– Кушать будете у нас али на стороне?

Художник горько и театрально усмехнулся:

– Дитя! Он воображает, что я могу в такую минуту есть! Иди с миром, друг мой. Ты свободен теперь до утра.

И коридорный осторожно вышел вон.

Часы текли. Художник ходил из угла в угол. Он сказал себе: «Надо приготовиться». За окнами чернела зимняя морозная ночь. Он опустил на них шторы. В гостинице все молчало. За дверью в коридоре слышались осторожные, воровские шаги, – за художником подсматривали в замочную скважину, подслушивали. Потом и шаги стихли. Свечи пылали, дрожа огнями, отражаясь в зеркале. Лицо художника становилось все болезненнее.

– Нет! – вскричал он вдруг, резко останавливаясь. – Сперва я должен возобновить в памяти ее черты. Прочь детский страх!

Он наклонился к чемодану, волосы его повисли. Запустив руку под белье, он вытащил большой белый бархатный альбом, сел в кресло у стола. Раскрыв альбом, он решительно и гордо откинул голову назад и замер в созерцании.

В альбоме был большой фотографический снимок: внутренность какой-то пустой часовни, со сводами, с блестящими стенами из гладкого камня. Посредине, на возвышении, покрытом траурным сукном, тянулся длинный гроб, в котором лежала худая женщина с сомкнутыми выпуклыми веками. Узкая и красивая голова ее была окружена гирляндой цветов, высоко на груди покоились сложенные руки. В возглавии гроба стояли три церковных свешника, у подножия – крохотный гробик с младенцем, похожим на куклу.

Художник напряженно вглядывался в острые черты покойной. Вдруг лицо его исказилось ужасом. Он кинул альбом на ковер, вскочил, бросился к чемодану. Он перерыл его весь, до дна, разбросал по полу рубашки, носки, галстуки… Нет, того, что он искал, не было! Он отчаянно озирался по сторонам, тер рукою лоб…

– Полжизни за кисть! – воскликнул он хриплым голосом, топнув ногою. – Забыл, забыл, несчастный! Ищи же! Сотвори чудо!

Но кисти не было. Он пошарил по карманам, нашел перочинный нож, подбежал к дохе… Разве вырезать клок меху и привязать к перу, к щепке? Но где взять ниток? Ночь, все спят… его примут за сумасшедшего! И он яростно схватил с дивана картон, швырнул его на стол, сбегал в спальню за подушками, положил их на кресло, чтобы было выше сидеть, и, хватая то один, то другой цветной карандаш, с головой ушел в работу.
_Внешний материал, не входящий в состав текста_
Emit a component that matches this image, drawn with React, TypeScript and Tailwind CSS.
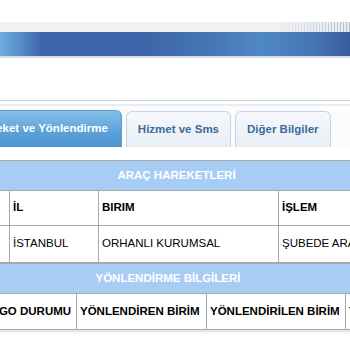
const font = { fontFamily: '"Liberation Sans", Arial, sans-serif' };

const Banner = () => (
  <div className="pt-[22px]">
    <div className="flex h-[10px]">
      <div className="flex-1 bg-[#eff1f3]" />
      <div className="w-[75px] bg-[linear-gradient(to_right,rgba(239,241,243,1),rgba(239,241,243,0.2)),repeating-linear-gradient(to_right,#e6eaf0_0px,#e6eaf0_2px,#9fb0c8_2px,#9fb0c8_3px)]" />
    </div>
    <div className="h-[24px] bg-[linear-gradient(to_right,#70acdb_0%,#5a92cc_5%,#3d66ab_12%,#3d64a8_40%,#4778b8_62%,#4f88c6_75%,#4678b8_88%,#3a5c9e_100%)]" />
    <div className="h-[2px] bg-[#d3dbe8]" />
  </div>
);

const tabs = ["Hizmet ve Sms", "Diğer Bilgiler"];

const Tabs = () => (
  <div className="mt-[42px]">
    <div className="h-[1px] bg-[#c9c9c9]" />
    <div className="h-[3px] bg-white" />
    <div className="h-[2px] bg-[#e6edf4]" />
    <div className="flex items-end gap-[4px] pt-[4px] bg-[#fafcfe] ml-[-37px]">
      <div className="shrink-0 whitespace-nowrap h-[37px] flex items-center px-[13px] rounded-t-[6px] border border-b-0 border-[#5e9ad0] bg-[linear-gradient(to_bottom,#86c0ea,#5aa0d8_60%,#4c94d0)] text-white font-bold text-[11.5px]">
        Hareket ve Yönlendirme
      </div>
      {tabs.map((t) => (
        <div
          key={t}
          className="shrink-0 whitespace-nowrap h-[36px] flex items-center px-[11px] rounded-t-[6px] border border-b-0 border-[#c6d3e2] bg-[linear-gradient(to_bottom,#f6f9fc,#e6edf5)] text-[#3d6a9b] font-bold text-[11.5px]"
        >
          {t}
        </div>
      ))}
    </div>
  </div>
);

const cell = "border border-[#a8a8a8] px-[3px] text-left text-[11.5px] text-black whitespace-nowrap overflow-hidden";

export default function App() {
  return (
    <div className="w-[350px] h-[350px] overflow-hidden bg-white" style={font}>
      <Banner />
      <Tabs />
      <div className="mt-[13px]">
        <table className="table-fixed border-collapse ml-[-51px] w-[454px]">
          <colgroup>
            <col className="w-[60px]" />
            <col className="w-[89px]" />
            <col className="w-[180px]" />
            <col className="w-[125px]" />
          </colgroup>
          <tbody>
            <tr className="h-[30px]">
              <td colSpan={4} className="bg-[#a8cdf5] text-center text-white font-bold text-[11.5px] border border-[#a8a8a8]">
                ARAÇ HAREKETLERİ
              </td>
            </tr>
            <tr className="h-[35px]">
              <td className={cell + " font-bold"}></td>
              <td className={cell + " font-bold"}>İL</td>
              <td className={cell + " font-bold"}>BIRIM</td>
              <td className={cell + " font-bold"}>İŞLEM</td>
            </tr>
            <tr className="h-[37px]">
              <td className={cell}></td>
              <td className={cell}>İSTANBUL</td>
              <td className={cell}>ORHANLI KURUMSAL</td>
              <td className={cell}>ŞUBEDE ARAÇTAN</td>
            </tr>
          </tbody>
        </table>
        <table className="table-fixed border-collapse ml-[-100px] w-[535px] shadow-[0_2px_2px_rgba(0,0,0,0.12)]">
          <colgroup>
            <col className="w-[70px]" />
            <col className="w-[106px]" />
            <col className="w-[130px]" />
            <col className="w-[139px]" />
            <col className="w-[90px]" />
          </colgroup>
          <tbody>
            <tr className="h-[30px]">
              <td colSpan={5} className="bg-[#a8cdf5] text-center text-white font-bold text-[11.5px] border border-[#a8a8a8]">
                YÖNLENDİRME BİLGİLERİ
              </td>
            </tr>
            <tr className="h-[36px]">
              <td className={cell + " font-bold"}>TARİH</td>
              <td className={cell + " font-bold text-right pr-[7px]"}>KARGO DURUMU</td>
              <td className={cell + " font-bold"}>YÖNLENDİREN BİRİM</td>
              <td className={cell + " font-bold"}>YÖNLENDİRİLEN BİRİM</td>
              <td className={cell + " font-bold"}>TÜR</td>
            </tr>
          </tbody>
        </table>
      </div>
    </div>
  );
}
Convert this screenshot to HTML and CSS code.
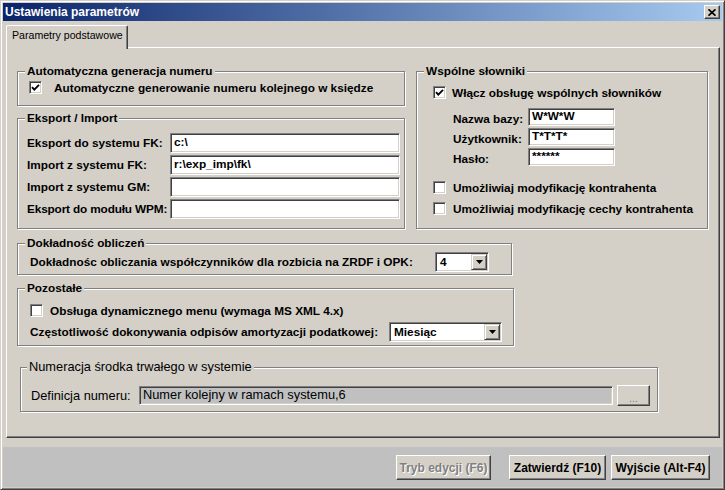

Он трудился без отдыха. Он снял пенсне и низко наклонился к столу, бросал сильные и уверенные удары, откидывался, вперяя взгляд в зеркало, светлый туман которого был полон дрожащими цветистыми огнями. От жара свечей волосы художника на висках смоклись, от напряжения вздулись жилы на шее. Глаза слезились и горели, черты лица обрезались.

Наконец он увидел, что лист картона безнадежно испорчен, – нелепо и ярко загроможден рисунками, совершенно противоположными друг другу по смыслу и по значению их: горячечное вдохновение художника совершенно не повиновалось ему, делало совсем не то, что ему хотелось. Он перевернул картон и, схватив синий карандаш, оцепенел на некоторое время. Раскрытый альбом лежал возле его кресла. Из альбома так и бил в глаза длинный гроб и мертвый лик. Он порывисто захлопнул альбом. В чемодане торчала из белья оплетенная фляжка с одеколоном. Он вскочил, быстро отвинтил ее крышечку и, обжигаясь, стал пить. Опорожнив фляжку почти до дна и отдуваясь от душистого пламени, с пылающим горлом, он опять пошел шагать по комнате.

Вскоре юношеская сила овладела им – дерзкая решительность, уверенность в каждой своей мысли, в каждом своем чувстве, – сознание, что он все может, все смеет, что нет более для него сомнений, нет преград. Он исполнился надежд и радости. Ему казалось, что мрачные, дьявольские наваждения жизни, черными волнами заливавшие его воображение, отступают от него. Осанна! Благословен грядый во имя Господне!